Отечественная теория доказательств развивалась начиная с Устава уголовного судопроизводства 1864 г. и включает не менее блистательные идеи о справедливости и верховенстве права, чем их зарубежные аналоги; «теория доказательств составляет центральный узел всей системы судопроизводства»6. В то же время современная российская теория доказательств должна быть правильно понята в международном контексте с учетом доказательственных теорий, формировавшихся в разных странах.

Доказательственные теории в доктрине Европейского Суда прослеживаются начиная с 1959 г. Однако до настоящего времени не существует официального документа о нормативной концептуализации положений о доказательствах и доказывании в ЕСПЧ. В рамках каждого конкретного дела или группы дел возникали и видоизменялись определенные доказательственные представления Европейского Суда, которые в последующем подвергались доктринальному осмыслению. Можно сказать, что все основные доказательственные теории были в той или иной мере апробированы в деятельности ЕСПЧ, в том числе:

1) теория формальных доказательств;

2) теория свободного доказывания;

3) англосаксонская теория доказательств.

Отдельно следует рассмотреть вопрос о том,

какой из этих теорий придерживается современное российское право.

Теория формальных доказательств в том виде, в котором она сложилась во времена инквизиционного процесса, разумеется, в чистом виде не используется ЕСПЧ, однако применения ее элементов (формализации доказательств) усматривается достаточно много. В этом ключе Европейский Суд придерживается того понимания, что доказательства и доказывание определяются правилами национального законодатель-ства7, роль ЕСПЧ в этом вопросе сводится лишь к проверке того, соблюден ли национальный закон в соответствии с гарантиями Конвенции.

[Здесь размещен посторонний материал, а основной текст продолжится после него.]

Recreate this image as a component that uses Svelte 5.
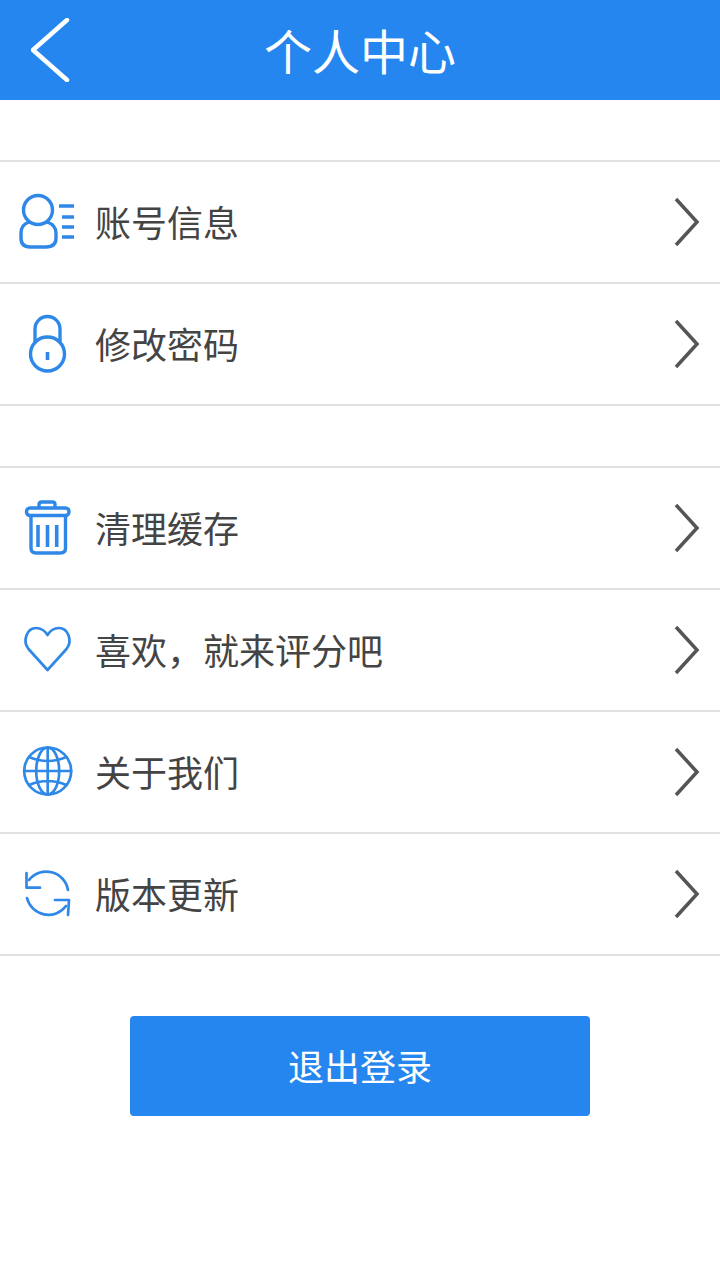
<script>
    const groupOne = [
        { key: "user", label: "账号信息" },
        { key: "lock", label: "修改密码" }
    ]
    const groupTwo = [
        { key: "trash", label: "清理缓存" },
        { key: "heart", label: "喜欢，就来评分吧" },
        { key: "globe", label: "关于我们" },
        { key: "sync", label: "版本更新" }
    ]
</script>

{#snippet row(item)}
    <div class="row">
        <svg class="icon {item.key}" viewBox="0 0 60 60" width="60" height="60">
            {#if item.key === "user"}
                <circle cx="21" cy="18" r="14.5" />
                <path d="M12 30 C6 32 4 36 4 41 V46 Q4 55 13 55 H29 Q39 55 39 46 V41 C39 36 36 32 30 30" />
                <path class="thick" d="M42 14 H57 M45 25 H57 M45 35 H57 M45 45 H57" />
            {:else if item.key === "lock"}
                <circle cx="30.5" cy="40" r="17" />
                <path d="M18 28 V15 A12.5 12.5 0 0 1 43 15 V28" />
                <path class="thick" d="M30.5 38 V46" />
            {:else if item.key === "trash"}
                <rect x="9.5" y="10" width="42.5" height="7.5" rx="3.5" />
                <path d="M14 18 V50 Q14 55 19 55 H43.5 Q48.5 55 48.5 50 V18" />
                <path d="M22 9.5 V6.5 Q22 4 24.5 4 H35.5 Q38 4 38 6.5 V9.5" />
                <path class="thick" d="M21 27 V49 M30.5 27 V49 M39.7 27 V49" />
            {:else if item.key === "heart"}
                <path d="M30.5 50 L11.5 29 C5 21 10 8 19 8 C24 8 28 11 30.5 15 C33 11 37 8 42 8 C51 8 56 21 49.5 29 Z" />
            {:else if item.key === "globe"}
                <circle cx="30.7" cy="29" r="23.5" />
                <ellipse cx="30.7" cy="29" rx="11.5" ry="23.5" />
                <path d="M30.7 5.5 V52.5 M7.2 29 H54.2 M12 15 Q30.7 23 49.4 15 M12 43 Q30.7 35 49.4 43" />
            {:else}
                <path d="M12 16 A22 22 0 0 1 51 26" />
                <path d="M9.5 9 V23.7 H23" />
                <path d="M10 34 A22 22 0 0 0 49 42" />
                <path d="M38 36 H52 L51 51" />
            {/if}
        </svg>
        <span class="label">{item.label}</span>
        <svg class="chevron" viewBox="0 0 26 50" width="26" height="50">
            <path d="M2 2 L23 25 L2 48" />
        </svg>
    </div>
{/snippet}

<div class="page">
    <header class="topbar">
        <svg class="back" viewBox="0 0 40 64" width="40" height="64">
            <path d="M36 2 L2 32 L36 62" />
        </svg>
        <h1>个人中心</h1>
        <span></span>
    </header>

    <section class="group">
        {#each groupOne as item}
            {@render row(item)}
        {/each}
    </section>

    <section class="group">
        {#each groupTwo as item}
            {@render row(item)}
        {/each}
    </section>

    <div class="logout-wrap">
        <button class="logout">退出登录</button>
    </div>
</div>

<style>
    :global(body) {
        margin: 0;
        background: #fff;
    }
    .page {
        width: 720px;
        height: 1280px;
        background: #fff;
        font-family: "Noto Sans CJK SC", "Noto Sans", sans-serif;
        overflow: hidden;
    }
    .topbar {
        height: 100px;
        background: #2486ee;
        display: grid;
        grid-template-columns: 1fr auto 1fr;
        align-items: center;
        padding-left: 31px;
        padding-right: 31px;
    }
    .topbar h1 {
        margin: 0 0 3px;
        color: #fff;
        font-size: 48px;
        font-weight: 400;
        line-height: 1;
    }
    .back {
        fill: none;
        stroke: #fff;
        stroke-width: 4.5;
        stroke-linecap: round;
        stroke-linejoin: round;
    }
    .group {
        margin-top: 60px;
        border-top: 2px solid #e0e0e0;
    }
    .row {
        height: 120px;
        border-bottom: 2px solid #e0e0e0;
        display: flex;
        align-items: center;
        padding-left: 17px;
        padding-right: 20px;
    }
    .icon {
        flex: none;
        fill: none;
        stroke: #2f88e8;
        stroke-width: 3.4;
        stroke-linecap: round;
        stroke-linejoin: round;
    }
    .icon.heart,
    .icon.globe,
    .icon.sync {
        stroke-width: 2.7;
    }
    .icon .thick {
        stroke-width: 3.6;
        stroke-linecap: butt;
    }
    .label {
        margin-left: 18px;
        margin-bottom: 2px;
        flex: 1;
        font-size: 36px;
        color: #444;
        line-height: 1;
    }
    .chevron {
        flex: none;
        fill: none;
        stroke: #555;
        stroke-width: 3.5;
        stroke-linejoin: miter;
    }
    .logout-wrap {
        margin-top: 60px;
        display: flex;
        justify-content: center;
    }
    .logout {
        width: 460px;
        height: 100px;
        border: none;
        border-radius: 4px;
        background: #2486ee;
        color: #fff;
        font-family: inherit;
        font-size: 36px;
        padding: 0 0 2px;
    }
</style>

Это означает, что если факт был установлен в справедливом суде, например в соответствии

№ 3/2018

со ст. 6 Конвенции, или если судопроизводство проводилось с соблюдением статей 2 или 3 Конвенции, то имеющиеся в деле доказательства, как правило, больше не анализируются Европейским Судом8.

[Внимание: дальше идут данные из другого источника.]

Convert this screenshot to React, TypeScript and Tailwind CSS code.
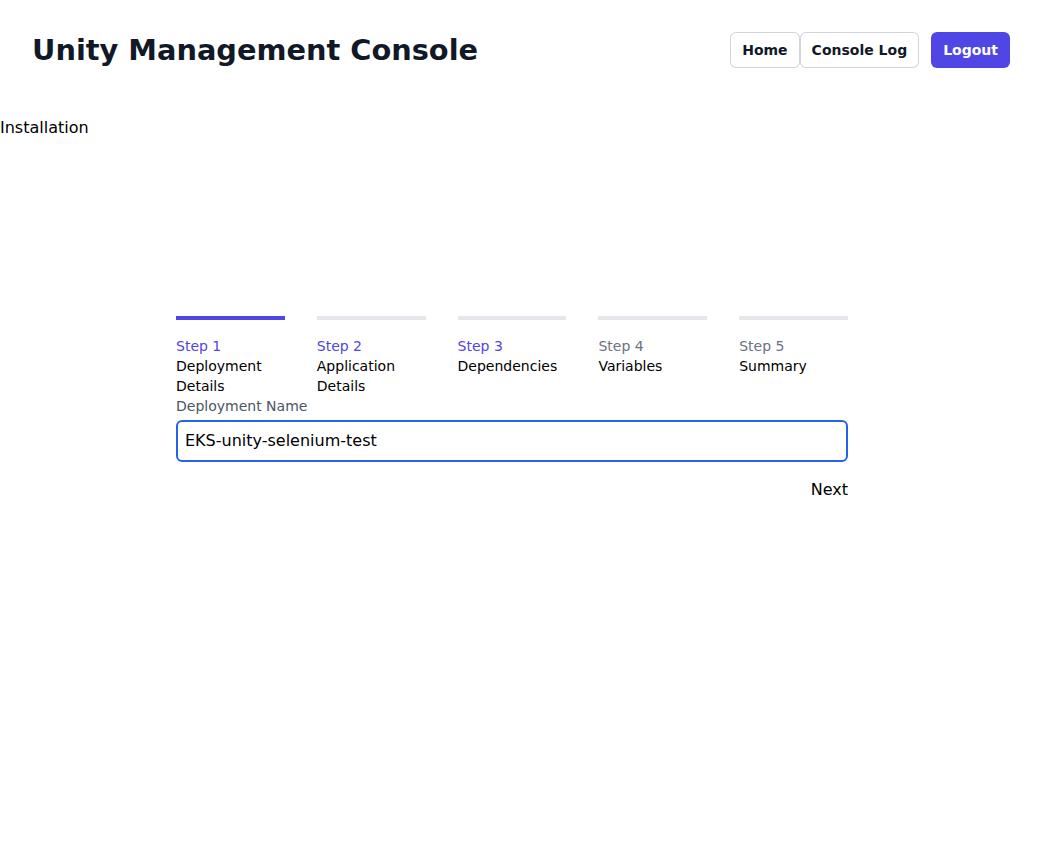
import React, { useEffect, useRef } from "react";

interface Step {
  label: string;
  title: string;
}

const steps: Step[] = [
  { label: "Step 1", title: "Deployment Details" },
  { label: "Step 2", title: "Application Details" },
  { label: "Step 3", title: "Dependencies" },
  { label: "Step 4", title: "Variables" },
  { label: "Step 5", title: "Summary" },
];

const currentStep = 0;
const reachedStep = 2;

const App: React.FC = () => {
  const inputRef = useRef<HTMLInputElement>(null);

  useEffect(() => {
    const el = inputRef.current;
    if (el) {
      el.focus();
      const end = el.value.length;
      el.setSelectionRange(end, end);
    }
  }, []);

  return (
    <div className="min-h-screen bg-white font-['DejaVu_Sans',sans-serif] text-black">
      <header className="flex items-center justify-between px-8 py-8">
        <h1 className="text-[28.8px] font-bold leading-9 text-[#111827]">
          Unity Management Console
        </h1>
        <nav className="flex items-center gap-3">
          <div className="flex">
            <button className="rounded-md bg-white px-3 py-2 text-sm leading-5 font-bold text-[#111827] ring-1 ring-inset ring-[#d1d5db]">
              Home
            </button>
            <button className="rounded-md bg-white px-3 py-2 text-sm leading-5 font-bold text-[#111827] ring-1 ring-inset ring-[#d1d5db]">
              Console Log
            </button>
          </div>
          <button className="rounded-md bg-[#4f46e5] px-3 py-2 text-sm leading-5 font-bold text-white">
            Logout
          </button>
        </nav>
      </header>

      <div className="mt-4 text-base">Installation</div>

      <div className="ml-[176px] mt-[176px] w-[672px]">
        <ol className="flex gap-8">
          {steps.map((step, i) => (
            <li key={step.label} className="flex-1">
              <div
                className={
                  i === currentStep ? "h-1 bg-[#4f46e5]" : "h-1 bg-[#e5e7eb]"
                }
              />
              <div className="pt-4 text-sm">
                <div
                  className={
                    i <= reachedStep ? "text-[#4f46e5]" : "text-[#6b7280]"
                  }
                >
                  {step.label}
                </div>
                <div className="text-black">{step.title}</div>
              </div>
            </li>
          ))}
        </ol>

        <label className="block text-sm text-[#4b5563]" htmlFor="deployment-name">
          Deployment Name
        </label>
        <input
          id="deployment-name"
          ref={inputRef}
          defaultValue="EKS-unity-selenium-test"
          className="mt-1 block w-full rounded-md border-2 border-[#2563eb] px-[7px] py-[7px] text-base leading-6 outline-none"
        />

        <div className="mt-4 flex justify-end">
          <button className="text-base">Next</button>
        </div>
      </div>
    </div>
  );
};

export default App;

В подобных случаях Европейский Суд периодически подчеркивает, что он не является инстанцией по отношению к национальным судам и не добывает доказательства. Относительно национальных правил процесса его задача состоит в том, чтобы установить, было ли внутригосударственное правосудие качественным и полным с конвенционной точки зрения9.

В связи с этим возникает вполне ощутимая ассоциация с инквизиционным процессом, который, как известно, делал выводы по своему усмотрению вне участия в процессе сторон, без разделения функций обвинения и защиты.

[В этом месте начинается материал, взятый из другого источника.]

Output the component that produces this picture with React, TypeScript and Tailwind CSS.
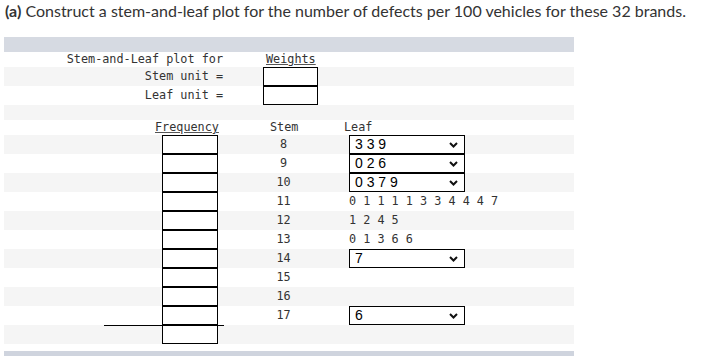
const mono = "font-['DejaVu_Sans_Mono',monospace] text-[11.8px] text-[#333]";

const stems = [
  { stem: "8", select: "3 3 9" },
  { stem: "9", select: "0 2 6" },
  { stem: "10", select: "0 3 7 9" },
  { stem: "11", text: "0 1 1 1 1 3 3 4 4 4 7" },
  { stem: "12", text: "1 2 4 5" },
  { stem: "13", text: "0 1 3 6 6" },
  { stem: "14", select: "7" },
  { stem: "15" },
  { stem: "16" },
  { stem: "17", select: "6" },
];

function Box({ w }: { w: string }) {
  return <div className={`${w} h-[19px] shrink-0 border border-black bg-white`} />;
}

function LeafSelect({ value }: { value: string }) {
  return (
    <div className="flex h-[19px] w-[116px] items-center justify-between border border-black bg-white pl-[5px] pr-[6px] font-['Liberation_Sans',Arial,sans-serif] text-[14px] leading-[17px] text-black">
      <span className="whitespace-pre">{value}</span>
      <svg width="9" height="6" viewBox="0 0 9 6">
        <path d="M1 1 L4.5 4.5 L8 1" fill="none" stroke="#111" strokeWidth="2" />
      </svg>
    </div>
  );
}

export default function App() {
  return (
    <div className="h-[361px] w-[706px] bg-white">
      {/* question heading */}
      <div className="pl-[5px] pt-[1px] font-['Lato',sans-serif] text-[16px] leading-[20px] text-[#333]">
        <b>(a)</b> Construct a stem-and-leaf plot for the number of defects per 100 vehicles for these 32 brands.
      </div>

      <div className={`ml-[4px] mt-[16px] w-[570px] ${mono}`}>
        <div className="h-[15px] bg-[#d6dae2]" />

        {/* units */}
        <div className="flex h-[15px] items-center pt-px">
          <div className="w-[219px] text-right">Stem-and-Leaf plot for</div>
          <div className="ml-[43px] underline underline-offset-[1px] decoration-[#555]">Weights</div>
        </div>
        <div className="flex h-[19px] items-center bg-[#f5f5f5]">
          <div className="w-[219px] text-right">Stem unit =</div>
          <div className="ml-[40px]"><Box w="w-[55px]" /></div>
        </div>
        <div className="flex h-[19px] items-center">
          <div className="w-[219px] text-right">Leaf unit =</div>
          <div className="ml-[40px]"><Box w="w-[55px]" /></div>
        </div>
        <div className="h-[15px] bg-[#f5f5f5]" />

        {/* header */}
        <div className="flex h-[15px] items-center pt-px">
          <div className="w-[151px]" />
          <div className="w-[115px] underline underline-offset-[1px] decoration-[#555]">Frequency</div>
          <div className="w-[74px]">Stem</div>
          <div>Leaf</div>
        </div>

        {stems.map((r, i) => (
          <div key={r.stem} className={`flex h-[19px] items-center ${i % 2 === 0 ? "bg-[#f5f5f5]" : "bg-white"}`}>
            <div className="w-[158px]" />
            <Box w="w-[56px]" />
            <div className="w-[131px] text-center">{r.stem}</div>
            <div>
              {r.select && <LeafSelect value={r.select} />}
              {r.text && <span className="whitespace-pre">{r.text}</span>}
            </div>
          </div>
        ))}

        {/* total row */}
        <div className="flex h-[19px] items-start bg-[#f5f5f5]">
          <div className="w-[100px]" />
          <div className="w-[120px] border-t border-black">
            <div className="-mt-px ml-[58px]"><Box w="w-[56px]" /></div>
          </div>
        </div>

        <div className="mt-[7px] h-[5px] bg-[#cfd4de]" />
      </div>
    </div>
  );
}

Минимизация судейского усмотрения в современном процессе Европейского Суда обеспечивается обязанностью Европейского Суда строго следовать установленным в национальном законе правилам, что вполне укладывается в теорию «формальных доказательств» (фр. des preuves). Однако «инквизиционное» процессуальное верховенство международного суда рационально сдерживается внутригосударственными законодательными правилами доказывания и оценки доказательств с учетом того, что Европейский Суд реализует три основных функции доказывания:

1) определяет круг возможных источников доказательств, исчерпывающим образом сформулированный в национальном праве государства — участника процесса и не выходит за его пределы, иначе доказательство признается недопустимым;

2) устанавливает возможные способы доказывания, также опираясь на национальный закон;

3) оценивает доказательства, логически и бесстрастно по тем, формальным признакам, которые даны в национальном законе, изредка прибегая и к древним клаузулам национальных правовых обычаев10.

При этом, с точки зрения методологии формализации доказательств, Европейский Суд использует как положительную, так и отрицательную формализацию. При положительной формализации он придает повышенное значение так называемой «лучшей практике» (от англ. «best practice») представления, собирания, исследования и оценки доказательств, под которой в доктрине понимаются наиболее распространенные и эффективные подходы к тем или иным

аспектам доказывания. При отрицательной формализации, напротив, некоторые доказательства объявляются более ущербными, т.е. признаются худшими из доказательств.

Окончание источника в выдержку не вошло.